All of these solutions are buggy, because they don’t deal properly with the full complexities of Unicode. I believe the sample implementation of SRFI 129 will work correctly assuming only correct `char-upcase` and `char-downcase` from the underlying Scheme; the additional maps required are provided by the `titlemaps.scm` file in the same repo. The code isn’t exactly efficient, but it works. Note that it uppercases any letter preceded by a non-letter, and space is not special (so “foo-bar” titlecases as “Foo-Bar”).
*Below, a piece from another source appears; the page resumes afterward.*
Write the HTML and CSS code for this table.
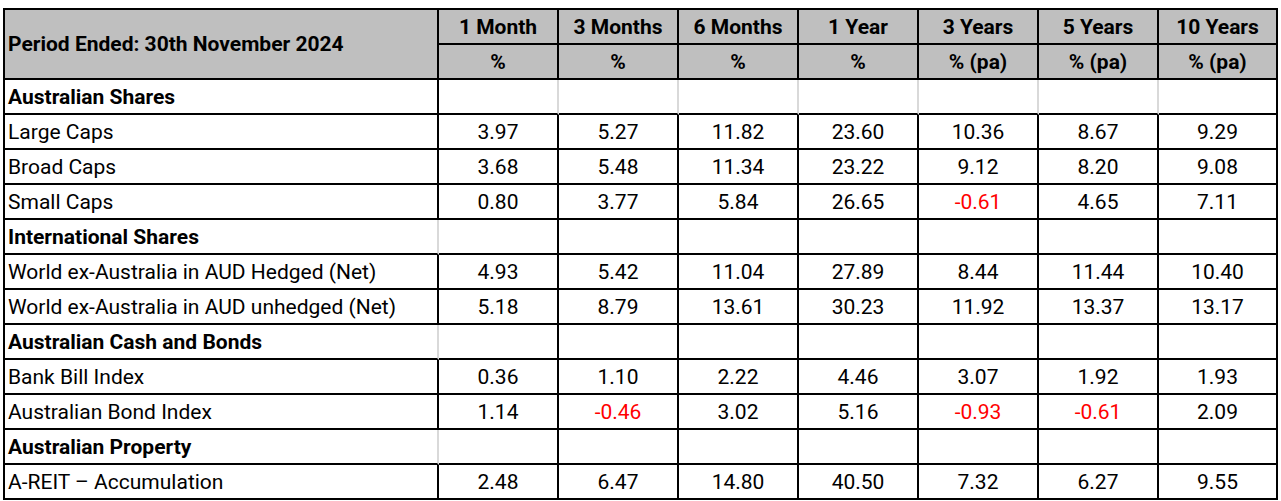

Here’s part of the rationale from the SRFI, which explains why R6RS gets this only partly right:

The Latin letters of the ASCII repertoire are divided into two groups, the uppercase letters A-Z and the lowercase letters a-z. In Unicode matters are more complicated. For historical reasons, some Unicode characters represent two consecutive letters, the first uppercase and the second lowercase. These are known as titlecase letters, because they can be used to capitalize words, as in book titles. They can also appear at the beginning of a sentence. In all cases, it is possible to avoid titlecase letters by using two Unicode characters to represent the sequence.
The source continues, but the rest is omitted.